## Supplied information

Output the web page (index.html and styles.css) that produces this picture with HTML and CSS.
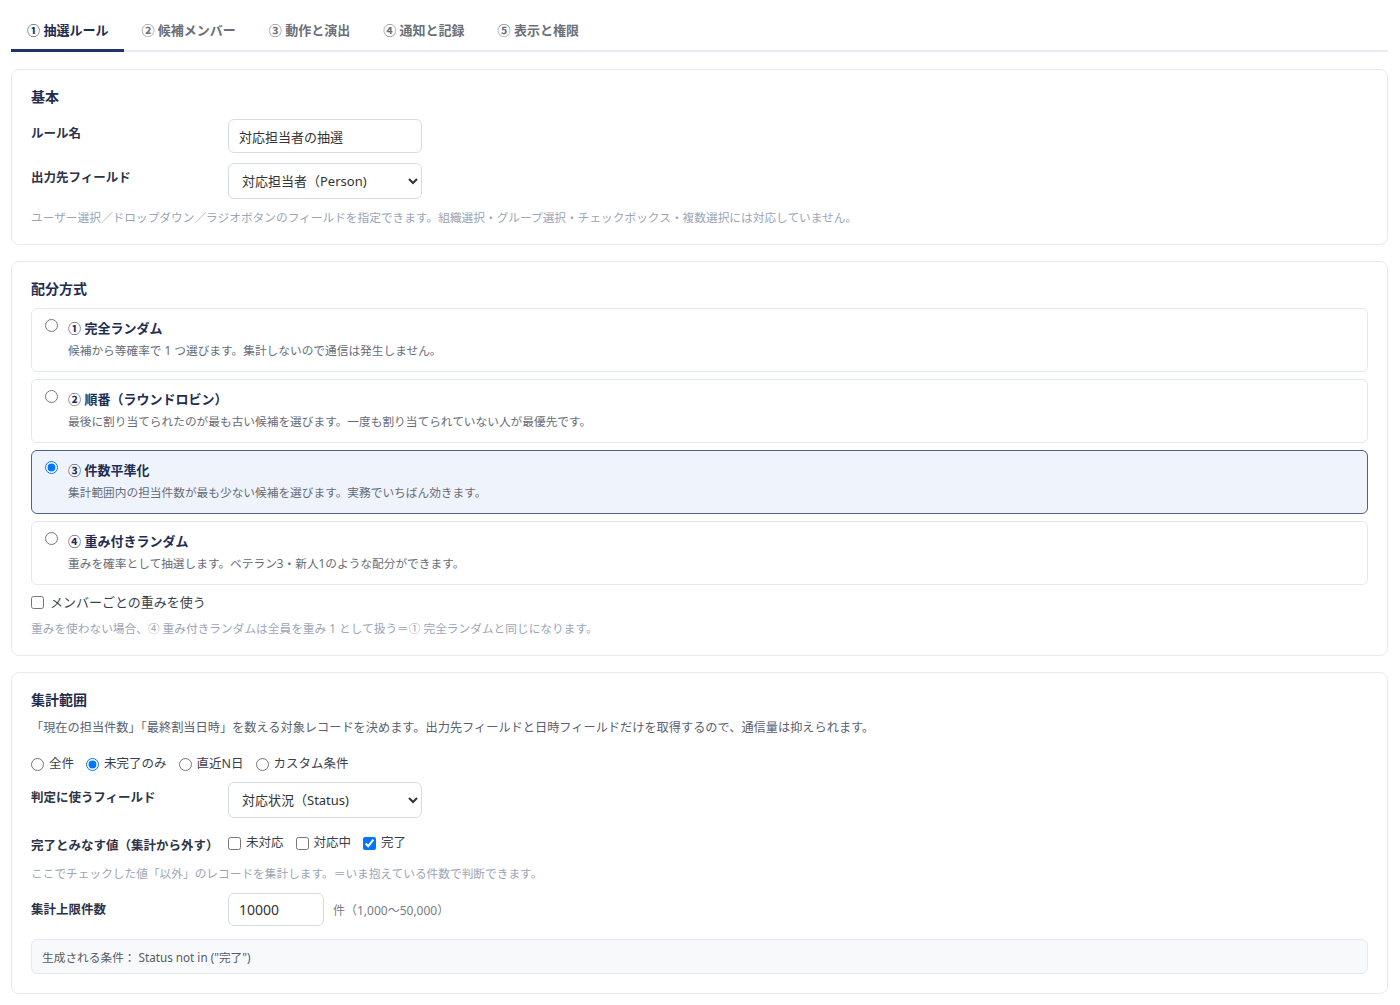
FILE: index.html
```html
<!DOCTYPE html>
<html lang="ja">
<head>
    <meta charset="UTF-8">
    <title>抽選ルール設定</title>
    <link rel="stylesheet" href="styles.css">
</head>
<body>
    <div class="page">
        <div class="tabs">
            <a href="#" class="tab active">① 抽選ルール</a>
            <a href="#" class="tab">② 候補メンバー</a>
            <a href="#" class="tab">③ 動作と演出</a>
            <a href="#" class="tab">④ 通知と記録</a>
            <a href="#" class="tab">⑤ 表示と権限</a>
        </div>

        <!-- 基本 -->
        <div class="card">
            <div class="card-title">基本</div>
            <div class="field first">
                <label class="field-label">ルール名</label>
                <input type="text" class="text-input" value="対応担当者の抽選">
            </div>
            <div class="field">
                <label class="field-label">出力先フィールド</label>
                <select class="select-input">
                    <option>対応担当者（Person)</option>
                </select>
            </div>
            <div class="help">ユーザー選択／ドロップダウン／ラジオボタンのフィールドを指定できます。組織選択・グループ選択・チェックボックス・複数選択には対応していません。</div>
        </div>

        <!-- 配分方式 -->
        <div class="card">
            <div class="card-title">配分方式</div>
            <div class="options">
                <label class="option">
                    <input type="radio" name="method">
                    <div class="option-body">
                        <div class="option-title">① 完全ランダム</div>
                        <div class="option-desc">候補から等確率で 1 つ選びます。集計しないので通信は発生しません。</div>
                    </div>
                </label>
                <label class="option">
                    <input type="radio" name="method">
                    <div class="option-body">
                        <div class="option-title">② 順番（ラウンドロビン）</div>
                        <div class="option-desc">最後に割り当てられたのが最も古い候補を選びます。一度も割り当てられていない人が最優先です。</div>
                    </div>
                </label>
                <label class="option selected">
                    <input type="radio" name="method" checked>
                    <div class="option-body">
                        <div class="option-title">③ 件数平準化</div>
                        <div class="option-desc">集計範囲内の担当件数が最も少ない候補を選びます。実務でいちばん効きます。</div>
                    </div>
                </label>
                <label class="option">
                    <input type="radio" name="method">
                    <div class="option-body">
                        <div class="option-title">④ 重み付きランダム</div>
                        <div class="option-desc">重みを確率として抽選します。ベテラン3・新人1のような配分ができます。</div>
                    </div>
                </label>
            </div>
            <label class="check-row">
                <input type="checkbox">
                <span>メンバーごとの重みを使う</span>
            </label>
            <div class="help">重みを使わない場合、④ 重み付きランダムは全員を重み 1 として扱う＝① 完全ランダムと同じになります。</div>
        </div>

        <!-- 集計範囲 -->
        <div class="card">
            <div class="card-title">集計範囲</div>
            <div class="card-desc">「現在の担当件数」「最終割当日時」を数える対象レコードを決めます。出力先フィールドと日時フィールドだけを取得するので、通信量は抑えられます。</div>
            <div class="inline-choices scope">
                <label><input type="radio" name="scope"> 全件</label>
                <label><input type="radio" name="scope" checked> 未完了のみ</label>
                <label><input type="radio" name="scope"> 直近N日</label>
                <label><input type="radio" name="scope"> カスタム条件</label>
            </div>
            <div class="field status-field">
                <label class="field-label">判定に使うフィールド</label>
                <select class="select-input">
                    <option>対応状況（Status)</option>
                </select>
            </div>
            <div class="field done-field">
                <label class="field-label">完了とみなす値（集計から外す）</label>
                <div class="inline-choices">
                    <label><input type="checkbox"> 未対応</label>
                    <label><input type="checkbox"> 対応中</label>
                    <label><input type="checkbox" checked> 完了</label>
                </div>
            </div>
            <div class="help">ここでチェックした値「以外」のレコードを集計します。＝いま抱えている件数で判断できます。</div>
            <div class="field limit-field">
                <label class="field-label">集計上限件数</label>
                <input type="text" class="text-input small" value="10000">
                <span class="unit">件（1,000〜50,000）</span>
            </div>
            <div class="condition">生成される条件： Status not in ("完了")</div>
        </div>
    </div>
</body>
</html>
```

FILE: styles.css
```css
body {
    margin: 0;
    font-family: "Noto Sans", "Noto Sans CJK JP", sans-serif;
    color: #2d3348;
    background: #fff;
}
.page {
    padding: 8px 12px 10px 11px;
}

/* tabs */
.tabs {
    display: flex;
    border-bottom: 2px solid #e6eaf1;
}
.tab {
    padding: 12px 16px 9px;
    font-size: 13px;
    line-height: 20px;
    font-weight: 700;
    color: #6b6f78;
    text-decoration: none;
    margin-bottom: -2px;
    border-bottom: 3px solid transparent;
}
.tab + .tab {
    margin-left: 1px;
}
.tab.active {
    color: #1f2d50;
    border-bottom-color: #1f3468;
}

/* cards */
.card {
    border: 1px solid #e6eaf0;
    border-radius: 8px;
    padding: 17px 19px 19px 19px;
    margin-top: 16px;
}
.tabs + .card {
    margin-top: 17px;
}
.card-title {
    font-size: 14px;
    line-height: 20px;
    font-weight: 700;
    color: #1f2d50;
}
.card-desc {
    margin-top: 8px;
    font-size: 12.2px;
    line-height: 20px;
    color: #5b6170;
}
.help {
    margin-top: 8px;
    font-size: 11.7px;
    line-height: 16px;
    color: #9ba5b6;
}

/* label + control rows */
.field {
    display: flex;
    align-items: flex-start;
    margin-top: 10px;
}
.field.first {
    margin-top: 12px;
}
.field-label {
    width: 197px;
    flex-shrink: 0;
    padding-top: 6px;
    font-size: 12.5px;
    line-height: 18px;
    font-weight: 700;
    color: #2d3348;
}
.text-input {
    width: 194px;
    height: 34px;
    box-sizing: border-box;
    border: 1px solid #d6dce6;
    border-radius: 6px;
    padding: 0 10px;
    font-family: inherit;
    font-size: 13px;
    color: #333;
    outline: none;
}
.text-input.small {
    width: 96px;
    height: 33px;
    font-size: 14px;
}
.select-input {
    width: 194px;
    height: 36px;
    box-sizing: border-box;
    border: 1px solid #d6dce6;
    border-radius: 6px;
    padding: 0 6px 0 9px;
    background: #fff;
    font-family: inherit;
    font-size: 13px;
    color: #333;
}
.card .field + .help {
    margin-top: 10px;
}

/* distribution options */
.options {
    display: flex;
    flex-direction: column;
    gap: 7px;
    margin-top: 9px;
}
.option {
    display: flex;
    align-items: flex-start;
    border: 1px solid #e3e7ee;
    border-radius: 6px;
    padding: 9px 14px 12px 13px;
    cursor: pointer;
}
.option.selected {
    background: #eff4fc;
    border-color: #4d6189;
}
.option input {
    margin: 1px 10px 0 0;
    width: 13px;
    height: 13px;
}
.option-title {
    font-size: 13px;
    line-height: 20px;
    font-weight: 700;
    color: #1f2d50;
}
.option-desc {
    margin-top: 3px;
    font-size: 11.7px;
    line-height: 18px;
    color: #666c78;
}

.check-row {
    display: flex;
    align-items: center;
    margin-top: 8px;
    font-size: 13px;
    line-height: 18px;
    color: #3a3f4c;
}
.check-row input {
    margin: 0 6px 0 0;
}
.check-row + .help {
    margin-top: 9px;
}

/* inline radio / checkbox lists */
.inline-choices {
    display: flex;
    gap: 12px;
    font-size: 12.5px;
    line-height: 20px;
    color: #3a3f4c;
}
.inline-choices label {
    display: flex;
    align-items: center;
    gap: 5px;
}
.inline-choices input {
    margin: 0;
}
.scope {
    margin-top: 16px;
}
.status-field {
    margin-top: 8px;
}
.status-field .field-label {
    padding-top: 7px;
}
.done-field {
    margin-top: 15px;
}
.done-field .field-label {
    padding-top: 4px;
}
.done-field .inline-choices {
    gap: 12px;
}
.done-field + .help {
    margin-top: 14px;
}
.limit-field {
    margin-top: 12px;
    align-items: center;
}
.limit-field .field-label {
    padding-top: 0;
}
.unit {
    margin-left: 9px;
    font-size: 12px;
    color: #777c87;
}

.condition {
    margin-top: 13px;
    height: 35px;
    box-sizing: border-box;
    display: flex;
    align-items: center;
    padding: 0 10px;
    background: #f7f9fb;
    border: 1px solid #e5e9f0;
    border-radius: 6px;
    font-size: 11.7px;
    color: #555b66;
}
```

## Job
Look through the lines above and collect those with the word "index".

## Solution for this problem
Output the web page (index.html and styles.css) that produces this picture with HTML and CSS.
FILE: index.html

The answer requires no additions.